• _Problem description_: Scan the material that follows. Copy every line containing the word "this".

════════

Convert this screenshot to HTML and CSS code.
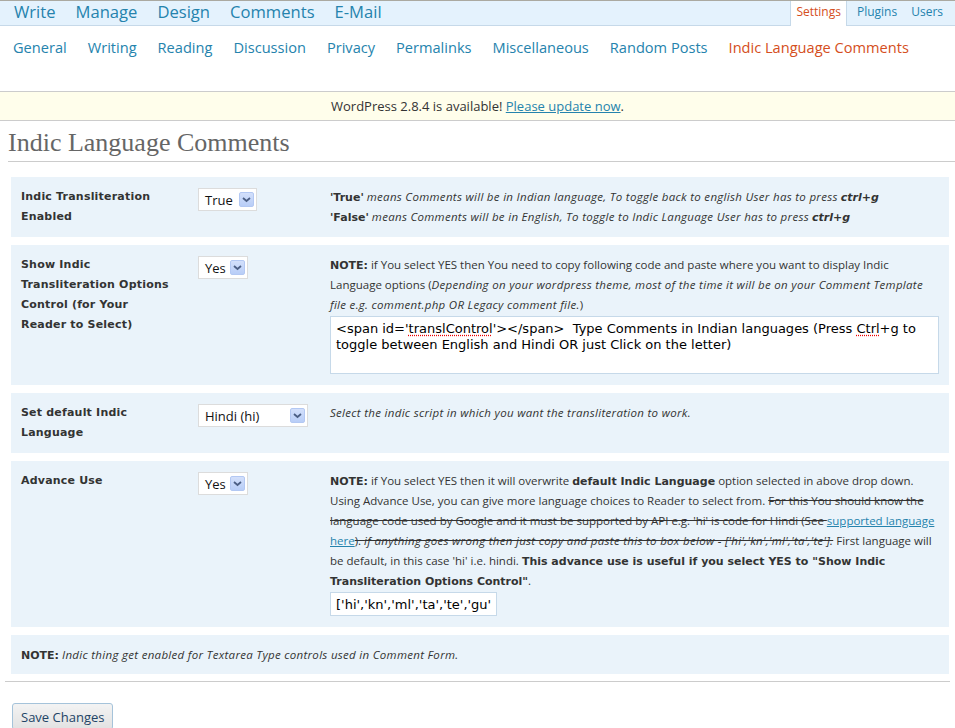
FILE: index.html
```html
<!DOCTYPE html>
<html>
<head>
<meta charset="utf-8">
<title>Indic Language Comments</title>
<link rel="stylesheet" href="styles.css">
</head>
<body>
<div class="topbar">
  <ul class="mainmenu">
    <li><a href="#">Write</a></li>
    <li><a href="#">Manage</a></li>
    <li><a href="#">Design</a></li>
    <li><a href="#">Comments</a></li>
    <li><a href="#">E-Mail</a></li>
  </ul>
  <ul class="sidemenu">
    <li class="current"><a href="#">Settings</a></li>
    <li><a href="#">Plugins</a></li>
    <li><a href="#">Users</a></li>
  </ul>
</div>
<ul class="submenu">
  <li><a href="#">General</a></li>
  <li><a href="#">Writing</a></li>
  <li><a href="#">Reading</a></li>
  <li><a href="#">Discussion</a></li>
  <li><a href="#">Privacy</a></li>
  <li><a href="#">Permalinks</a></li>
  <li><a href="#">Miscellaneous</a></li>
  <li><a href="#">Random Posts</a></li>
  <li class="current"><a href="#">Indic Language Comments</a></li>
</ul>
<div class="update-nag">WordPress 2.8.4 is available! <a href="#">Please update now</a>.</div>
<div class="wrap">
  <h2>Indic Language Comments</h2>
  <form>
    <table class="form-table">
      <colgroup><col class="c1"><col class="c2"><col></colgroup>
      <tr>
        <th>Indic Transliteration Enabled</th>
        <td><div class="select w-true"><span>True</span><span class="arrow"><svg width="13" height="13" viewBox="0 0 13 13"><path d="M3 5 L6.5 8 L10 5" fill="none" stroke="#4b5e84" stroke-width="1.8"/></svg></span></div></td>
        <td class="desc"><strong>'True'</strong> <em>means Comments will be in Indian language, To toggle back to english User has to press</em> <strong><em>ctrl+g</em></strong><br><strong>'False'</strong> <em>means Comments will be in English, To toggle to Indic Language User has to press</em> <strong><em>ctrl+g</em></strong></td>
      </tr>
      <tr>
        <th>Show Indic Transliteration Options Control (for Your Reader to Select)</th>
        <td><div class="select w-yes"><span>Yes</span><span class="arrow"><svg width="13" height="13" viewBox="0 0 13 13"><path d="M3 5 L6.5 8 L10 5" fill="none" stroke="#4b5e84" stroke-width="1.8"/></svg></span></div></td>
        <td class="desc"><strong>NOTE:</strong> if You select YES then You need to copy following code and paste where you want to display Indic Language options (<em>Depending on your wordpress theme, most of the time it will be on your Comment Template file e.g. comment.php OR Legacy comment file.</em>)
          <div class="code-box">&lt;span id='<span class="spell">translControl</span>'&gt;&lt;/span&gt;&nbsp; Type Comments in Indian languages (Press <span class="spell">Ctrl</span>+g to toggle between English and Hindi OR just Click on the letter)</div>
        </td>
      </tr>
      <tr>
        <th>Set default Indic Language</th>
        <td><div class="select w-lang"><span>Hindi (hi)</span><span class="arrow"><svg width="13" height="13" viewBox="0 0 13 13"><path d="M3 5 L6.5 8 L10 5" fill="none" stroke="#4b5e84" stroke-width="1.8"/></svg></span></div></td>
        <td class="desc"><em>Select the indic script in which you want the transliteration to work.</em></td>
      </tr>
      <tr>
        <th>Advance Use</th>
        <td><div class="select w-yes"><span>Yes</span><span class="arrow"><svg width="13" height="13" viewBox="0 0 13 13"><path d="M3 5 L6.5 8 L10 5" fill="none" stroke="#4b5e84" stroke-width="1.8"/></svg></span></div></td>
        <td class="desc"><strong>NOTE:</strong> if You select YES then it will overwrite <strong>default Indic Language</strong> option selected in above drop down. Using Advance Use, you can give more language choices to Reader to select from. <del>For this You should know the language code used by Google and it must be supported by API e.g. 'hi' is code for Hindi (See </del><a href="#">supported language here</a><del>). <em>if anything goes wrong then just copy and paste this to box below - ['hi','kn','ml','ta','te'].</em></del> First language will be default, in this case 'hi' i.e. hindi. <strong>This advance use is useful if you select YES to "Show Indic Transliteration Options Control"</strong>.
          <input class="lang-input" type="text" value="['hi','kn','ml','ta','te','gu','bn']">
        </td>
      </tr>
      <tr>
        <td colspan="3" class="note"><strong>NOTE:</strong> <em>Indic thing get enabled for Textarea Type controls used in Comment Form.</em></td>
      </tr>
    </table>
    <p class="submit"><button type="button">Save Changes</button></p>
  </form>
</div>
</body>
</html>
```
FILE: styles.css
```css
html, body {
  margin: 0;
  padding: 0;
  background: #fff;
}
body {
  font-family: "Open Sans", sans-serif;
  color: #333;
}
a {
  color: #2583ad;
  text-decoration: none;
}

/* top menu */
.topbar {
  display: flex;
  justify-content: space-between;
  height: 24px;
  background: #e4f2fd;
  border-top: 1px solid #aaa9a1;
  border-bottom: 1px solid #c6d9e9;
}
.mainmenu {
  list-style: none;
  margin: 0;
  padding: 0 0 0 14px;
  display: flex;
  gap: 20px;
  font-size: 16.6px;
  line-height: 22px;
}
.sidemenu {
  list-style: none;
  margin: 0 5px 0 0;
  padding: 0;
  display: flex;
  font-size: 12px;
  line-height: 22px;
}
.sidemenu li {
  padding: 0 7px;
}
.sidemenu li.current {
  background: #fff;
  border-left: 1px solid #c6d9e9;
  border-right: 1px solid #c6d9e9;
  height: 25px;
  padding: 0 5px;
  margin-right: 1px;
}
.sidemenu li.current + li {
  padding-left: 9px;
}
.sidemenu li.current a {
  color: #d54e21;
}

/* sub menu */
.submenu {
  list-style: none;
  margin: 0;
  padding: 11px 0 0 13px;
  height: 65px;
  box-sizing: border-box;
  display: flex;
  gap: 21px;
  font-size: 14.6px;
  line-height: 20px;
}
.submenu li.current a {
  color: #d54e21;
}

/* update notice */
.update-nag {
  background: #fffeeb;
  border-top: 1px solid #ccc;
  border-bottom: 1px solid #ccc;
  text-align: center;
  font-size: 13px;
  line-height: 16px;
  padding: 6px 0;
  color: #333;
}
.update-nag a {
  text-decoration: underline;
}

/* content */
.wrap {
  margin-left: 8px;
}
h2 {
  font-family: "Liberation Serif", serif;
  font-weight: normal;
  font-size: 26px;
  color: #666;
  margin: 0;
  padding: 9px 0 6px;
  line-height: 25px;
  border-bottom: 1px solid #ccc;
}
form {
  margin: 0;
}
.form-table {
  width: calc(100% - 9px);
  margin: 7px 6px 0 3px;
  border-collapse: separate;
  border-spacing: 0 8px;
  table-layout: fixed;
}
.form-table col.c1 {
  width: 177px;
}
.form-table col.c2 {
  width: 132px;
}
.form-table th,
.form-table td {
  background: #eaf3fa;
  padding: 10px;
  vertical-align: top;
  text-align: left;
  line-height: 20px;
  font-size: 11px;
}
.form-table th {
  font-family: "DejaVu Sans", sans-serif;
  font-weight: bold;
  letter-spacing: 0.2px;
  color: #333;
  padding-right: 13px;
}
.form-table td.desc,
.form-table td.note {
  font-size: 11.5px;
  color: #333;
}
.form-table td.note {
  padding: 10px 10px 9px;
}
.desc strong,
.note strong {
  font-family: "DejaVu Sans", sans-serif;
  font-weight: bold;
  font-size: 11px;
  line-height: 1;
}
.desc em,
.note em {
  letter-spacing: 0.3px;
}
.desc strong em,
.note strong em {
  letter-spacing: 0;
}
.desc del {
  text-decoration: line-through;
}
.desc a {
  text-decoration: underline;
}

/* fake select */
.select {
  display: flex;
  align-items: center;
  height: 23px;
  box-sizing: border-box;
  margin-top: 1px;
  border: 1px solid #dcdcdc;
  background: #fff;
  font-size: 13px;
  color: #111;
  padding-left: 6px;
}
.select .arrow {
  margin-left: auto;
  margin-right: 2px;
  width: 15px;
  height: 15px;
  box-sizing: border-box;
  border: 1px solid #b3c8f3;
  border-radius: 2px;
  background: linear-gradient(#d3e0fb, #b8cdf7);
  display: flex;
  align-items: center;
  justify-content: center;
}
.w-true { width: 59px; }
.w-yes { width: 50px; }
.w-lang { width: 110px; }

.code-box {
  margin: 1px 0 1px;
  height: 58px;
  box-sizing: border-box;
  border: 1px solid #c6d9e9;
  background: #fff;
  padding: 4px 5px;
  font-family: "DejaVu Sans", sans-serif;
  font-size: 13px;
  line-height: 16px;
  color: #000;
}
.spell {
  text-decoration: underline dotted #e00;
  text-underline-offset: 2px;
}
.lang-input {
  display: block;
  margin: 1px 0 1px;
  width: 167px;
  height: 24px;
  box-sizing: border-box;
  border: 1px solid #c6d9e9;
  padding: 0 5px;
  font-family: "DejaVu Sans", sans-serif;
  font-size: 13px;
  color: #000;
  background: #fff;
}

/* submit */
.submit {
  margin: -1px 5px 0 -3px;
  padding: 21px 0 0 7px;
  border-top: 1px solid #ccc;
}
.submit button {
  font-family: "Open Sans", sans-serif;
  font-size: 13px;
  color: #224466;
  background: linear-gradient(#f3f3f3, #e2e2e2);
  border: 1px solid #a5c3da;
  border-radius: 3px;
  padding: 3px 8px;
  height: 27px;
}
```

════════

• _Answer to the task_:
Convert this screenshot to HTML and CSS code.
        <td class="desc"><strong>NOTE:</strong> if You select YES then it will overwrite <strong>default Indic Language</strong> option selected in above drop down. Using Advance Use, you can give more language choices to Reader to select from. <del>For this You should know the language code used by Google and it must be supported by API e.g. 'hi' is code for Hindi (See </del><a href="#">supported language here</a><del>). <em>if anything goes wrong then just copy and paste this to box below - ['hi','kn','ml','ta','te'].</em></del> First language will be default, in this case 'hi' i.e. hindi. <strong>This advance use is useful if you select YES to "Show Indic Transliteration Options Control"</strong>.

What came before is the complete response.